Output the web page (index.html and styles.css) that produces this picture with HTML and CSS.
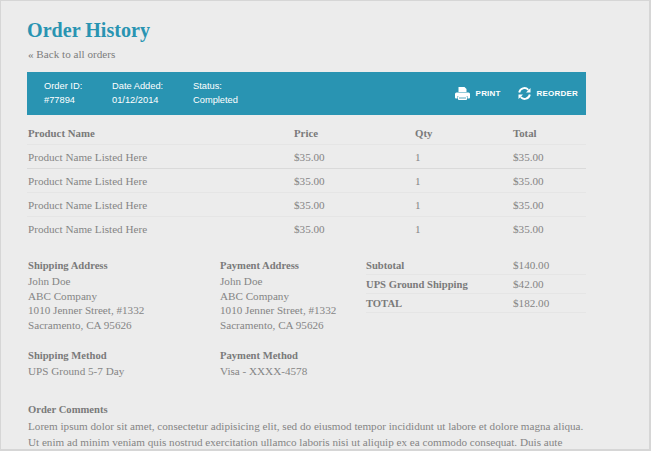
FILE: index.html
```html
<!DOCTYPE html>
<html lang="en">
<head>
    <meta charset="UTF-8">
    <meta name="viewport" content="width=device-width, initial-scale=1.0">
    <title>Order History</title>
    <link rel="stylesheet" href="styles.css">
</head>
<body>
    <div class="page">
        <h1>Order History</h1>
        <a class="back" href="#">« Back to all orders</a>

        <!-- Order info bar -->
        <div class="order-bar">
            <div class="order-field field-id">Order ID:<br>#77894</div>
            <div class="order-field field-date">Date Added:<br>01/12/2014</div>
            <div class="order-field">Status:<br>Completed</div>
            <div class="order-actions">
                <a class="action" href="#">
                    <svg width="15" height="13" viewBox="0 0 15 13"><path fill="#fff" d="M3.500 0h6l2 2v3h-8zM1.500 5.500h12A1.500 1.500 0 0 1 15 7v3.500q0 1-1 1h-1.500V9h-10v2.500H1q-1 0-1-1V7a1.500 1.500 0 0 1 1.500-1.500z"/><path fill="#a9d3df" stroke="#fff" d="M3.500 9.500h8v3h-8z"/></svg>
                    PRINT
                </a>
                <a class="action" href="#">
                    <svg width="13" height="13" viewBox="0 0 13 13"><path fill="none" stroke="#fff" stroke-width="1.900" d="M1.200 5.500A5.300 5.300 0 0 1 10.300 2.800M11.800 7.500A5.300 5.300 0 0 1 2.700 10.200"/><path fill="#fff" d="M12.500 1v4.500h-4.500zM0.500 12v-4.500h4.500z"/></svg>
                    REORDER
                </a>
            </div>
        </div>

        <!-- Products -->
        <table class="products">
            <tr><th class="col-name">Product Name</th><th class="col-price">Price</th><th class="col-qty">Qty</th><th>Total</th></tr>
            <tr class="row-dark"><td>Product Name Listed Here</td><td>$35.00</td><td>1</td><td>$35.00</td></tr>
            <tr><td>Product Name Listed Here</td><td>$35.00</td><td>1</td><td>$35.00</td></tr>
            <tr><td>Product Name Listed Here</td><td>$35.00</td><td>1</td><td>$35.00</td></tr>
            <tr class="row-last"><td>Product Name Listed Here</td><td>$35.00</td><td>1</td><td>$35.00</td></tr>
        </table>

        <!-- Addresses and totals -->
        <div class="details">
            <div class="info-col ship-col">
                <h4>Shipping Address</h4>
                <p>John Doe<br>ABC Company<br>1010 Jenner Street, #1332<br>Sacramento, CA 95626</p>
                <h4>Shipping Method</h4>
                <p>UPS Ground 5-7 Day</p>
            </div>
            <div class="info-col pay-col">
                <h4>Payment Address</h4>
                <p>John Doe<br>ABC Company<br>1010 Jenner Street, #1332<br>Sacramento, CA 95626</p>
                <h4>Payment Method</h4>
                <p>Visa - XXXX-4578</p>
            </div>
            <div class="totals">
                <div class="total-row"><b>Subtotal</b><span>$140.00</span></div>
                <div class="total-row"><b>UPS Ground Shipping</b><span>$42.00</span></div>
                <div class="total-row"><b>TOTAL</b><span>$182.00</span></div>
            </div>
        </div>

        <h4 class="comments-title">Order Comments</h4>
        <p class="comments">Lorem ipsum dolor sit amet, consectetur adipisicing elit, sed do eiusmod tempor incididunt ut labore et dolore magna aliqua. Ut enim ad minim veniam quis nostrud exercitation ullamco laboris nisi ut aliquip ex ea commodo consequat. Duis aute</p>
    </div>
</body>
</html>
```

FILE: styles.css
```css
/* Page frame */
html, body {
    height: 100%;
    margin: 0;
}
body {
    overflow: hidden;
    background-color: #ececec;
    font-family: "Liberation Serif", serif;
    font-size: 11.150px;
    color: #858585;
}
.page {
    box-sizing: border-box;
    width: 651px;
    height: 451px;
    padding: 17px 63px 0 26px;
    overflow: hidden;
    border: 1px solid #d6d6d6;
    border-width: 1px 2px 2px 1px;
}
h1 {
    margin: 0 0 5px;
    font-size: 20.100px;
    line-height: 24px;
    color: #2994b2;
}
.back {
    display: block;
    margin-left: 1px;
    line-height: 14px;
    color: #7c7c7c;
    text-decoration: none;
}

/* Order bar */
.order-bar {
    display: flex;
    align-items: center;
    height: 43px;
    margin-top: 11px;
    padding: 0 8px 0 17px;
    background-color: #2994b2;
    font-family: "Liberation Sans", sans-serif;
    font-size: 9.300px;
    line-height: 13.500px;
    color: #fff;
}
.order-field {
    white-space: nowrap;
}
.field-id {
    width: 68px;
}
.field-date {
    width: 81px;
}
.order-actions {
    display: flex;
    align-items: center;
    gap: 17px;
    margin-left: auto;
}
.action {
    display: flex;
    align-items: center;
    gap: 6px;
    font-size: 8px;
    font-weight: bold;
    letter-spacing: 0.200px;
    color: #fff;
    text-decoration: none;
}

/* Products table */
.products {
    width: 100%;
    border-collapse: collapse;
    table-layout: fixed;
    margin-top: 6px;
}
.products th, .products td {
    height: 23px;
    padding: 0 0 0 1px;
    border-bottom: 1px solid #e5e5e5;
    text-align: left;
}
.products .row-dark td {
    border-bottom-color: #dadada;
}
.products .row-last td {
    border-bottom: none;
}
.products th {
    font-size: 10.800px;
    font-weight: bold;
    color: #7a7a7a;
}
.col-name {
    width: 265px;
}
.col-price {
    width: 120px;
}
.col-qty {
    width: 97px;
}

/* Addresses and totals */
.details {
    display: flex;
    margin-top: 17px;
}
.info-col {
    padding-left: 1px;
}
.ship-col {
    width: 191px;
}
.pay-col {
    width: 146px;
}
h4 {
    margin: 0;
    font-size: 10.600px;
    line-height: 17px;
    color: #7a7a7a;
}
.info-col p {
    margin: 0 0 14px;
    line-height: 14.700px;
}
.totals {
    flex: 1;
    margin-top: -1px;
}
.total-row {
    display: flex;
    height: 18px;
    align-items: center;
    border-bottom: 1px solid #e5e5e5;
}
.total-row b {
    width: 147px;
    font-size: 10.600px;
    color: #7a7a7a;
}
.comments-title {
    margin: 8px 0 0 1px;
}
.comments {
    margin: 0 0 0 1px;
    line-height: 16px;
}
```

+ + + +

Retype each line of the listing above word for word. Exclude the pictures.

Output the web page (index.html and styles.css) that produces this picture with HTML and CSS.
FILE: index.html
```html
<!DOCTYPE html>
<html lang="en">
<head>
    <meta charset="UTF-8">
    <meta name="viewport" content="width=device-width, initial-scale=1.0">
    <title>Order History</title>
    <link rel="stylesheet" href="styles.css">
</head>
<body>
    <div class="page">
        <h1>Order History</h1>
        <a class="back" href="#">« Back to all orders</a>

        <!-- Order info bar -->
        <div class="order-bar">
            <div class="order-field field-id">Order ID:<br>#77894</div>
            <div class="order-field field-date">Date Added:<br>01/12/2014</div>
            <div class="order-field">Status:<br>Completed</div>
            <div class="order-actions">
                <a class="action" href="#">
                    <svg width="15" height="13" viewBox="0 0 15 13"><path fill="#fff" d="M3.500 0h6l2 2v3h-8zM1.500 5.500h12A1.500 1.500 0 0 1 15 7v3.500q0 1-1 1h-1.500V9h-10v2.500H1q-1 0-1-1V7a1.500 1.500 0 0 1 1.500-1.500z"/><path fill="#a9d3df" stroke="#fff" d="M3.500 9.500h8v3h-8z"/></svg>
                    PRINT
                </a>
                <a class="action" href="#">
                    <svg width="13" height="13" viewBox="0 0 13 13"><path fill="none" stroke="#fff" stroke-width="1.900" d="M1.200 5.500A5.300 5.300 0 0 1 10.300 2.800M11.800 7.500A5.300 5.300 0 0 1 2.700 10.200"/><path fill="#fff" d="M12.500 1v4.500h-4.500zM0.500 12v-4.500h4.500z"/></svg>
                    REORDER
                </a>
            </div>
        </div>

        <!-- Products -->
        <table class="products">
            <tr><th class="col-name">Product Name</th><th class="col-price">Price</th><th class="col-qty">Qty</th><th>Total</th></tr>
            <tr class="row-dark"><td>Product Name Listed Here</td><td>$35.00</td><td>1</td><td>$35.00</td></tr>
            <tr><td>Product Name Listed Here</td><td>$35.00</td><td>1</td><td>$35.00</td></tr>
            <tr><td>Product Name Listed Here</td><td>$35.00</td><td>1</td><td>$35.00</td></tr>
            <tr class="row-last"><td>Product Name Listed Here</td><td>$35.00</td><td>1</td><td>$35.00</td></tr>
        </table>

        <!-- Addresses and totals -->
        <div class="details">
            <div class="info-col ship-col">
                <h4>Shipping Address</h4>
                <p>John Doe<br>ABC Company<br>1010 Jenner Street, #1332<br>Sacramento, CA 95626</p>
                <h4>Shipping Method</h4>
                <p>UPS Ground 5-7 Day</p>
            </div>
            <div class="info-col pay-col">
                <h4>Payment Address</h4>
                <p>John Doe<br>ABC Company<br>1010 Jenner Street, #1332<br>Sacramento, CA 95626</p>
                <h4>Payment Method</h4>
                <p>Visa - XXXX-4578</p>
            </div>
            <div class="totals">
                <div class="total-row"><b>Subtotal</b><span>$140.00</span></div>
                <div class="total-row"><b>UPS Ground Shipping</b><span>$42.00</span></div>
                <div class="total-row"><b>TOTAL</b><span>$182.00</span></div>
            </div>
        </div>

        <h4 class="comments-title">Order Comments</h4>
        <p class="comments">Lorem ipsum dolor sit amet, consectetur adipisicing elit, sed do eiusmod tempor incididunt ut labore et dolore magna aliqua. Ut enim ad minim veniam quis nostrud exercitation ullamco laboris nisi ut aliquip ex ea commodo consequat. Duis aute</p>
    </div>
</body>
</html>
```

FILE: styles.css
```css
/* Page frame */
html, body {
    height: 100%;
    margin: 0;
}
body {
    overflow: hidden;
    background-color: #ececec;
    font-family: "Liberation Serif", serif;
    font-size: 11.150px;
    color: #858585;
}
.page {
    box-sizing: border-box;
    width: 651px;
    height: 451px;
    padding: 17px 63px 0 26px;
    overflow: hidden;
    border: 1px solid #d6d6d6;
    border-width: 1px 2px 2px 1px;
}
h1 {
    margin: 0 0 5px;
    font-size: 20.100px;
    line-height: 24px;
    color: #2994b2;
}
.back {
    display: block;
    margin-left: 1px;
    line-height: 14px;
    color: #7c7c7c;
    text-decoration: none;
}

/* Order bar */
.order-bar {
    display: flex;
    align-items: center;
    height: 43px;
    margin-top: 11px;
    padding: 0 8px 0 17px;
    background-color: #2994b2;
    font-family: "Liberation Sans", sans-serif;
    font-size: 9.300px;
    line-height: 13.500px;
    color: #fff;
}
.order-field {
    white-space: nowrap;
}
.field-id {
    width: 68px;
}
.field-date {
    width: 81px;
}
.order-actions {
    display: flex;
    align-items: center;
    gap: 17px;
    margin-left: auto;
}
.action {
    display: flex;
    align-items: center;
    gap: 6px;
    font-size: 8px;
    font-weight: bold;
    letter-spacing: 0.200px;
    color: #fff;
    text-decoration: none;
}

/* Products table */
.products {
    width: 100%;
    border-collapse: collapse;
    table-layout: fixed;
    margin-top: 6px;
}
.products th, .products td {
    height: 23px;
    padding: 0 0 0 1px;
    border-bottom: 1px solid #e5e5e5;
    text-align: left;
}
.products .row-dark td {
    border-bottom-color: #dadada;
}
.products .row-last td {
    border-bottom: none;
}
.products th {
    font-size: 10.800px;
    font-weight: bold;
    color: #7a7a7a;
}
.col-name {
    width: 265px;
}
.col-price {
    width: 120px;
}
.col-qty {
    width: 97px;
}

/* Addresses and totals */
.details {
    display: flex;
    margin-top: 17px;
}
.info-col {
    padding-left: 1px;
}
.ship-col {
    width: 191px;
}
.pay-col {
    width: 146px;
}
h4 {
    margin: 0;
    font-size: 10.600px;
    line-height: 17px;
    color: #7a7a7a;
}
.info-col p {
    margin: 0 0 14px;
    line-height: 14.700px;
}
.totals {
    flex: 1;
    margin-top: -1px;
}
.total-row {
    display: flex;
    height: 18px;
    align-items: center;
    border-bottom: 1px solid #e5e5e5;
}
.total-row b {
    width: 147px;
    font-size: 10.600px;
    color: #7a7a7a;
}
.comments-title {
    margin: 8px 0 0 1px;
}
.comments {
    margin: 0 0 0 1px;
    line-height: 16px;
}
```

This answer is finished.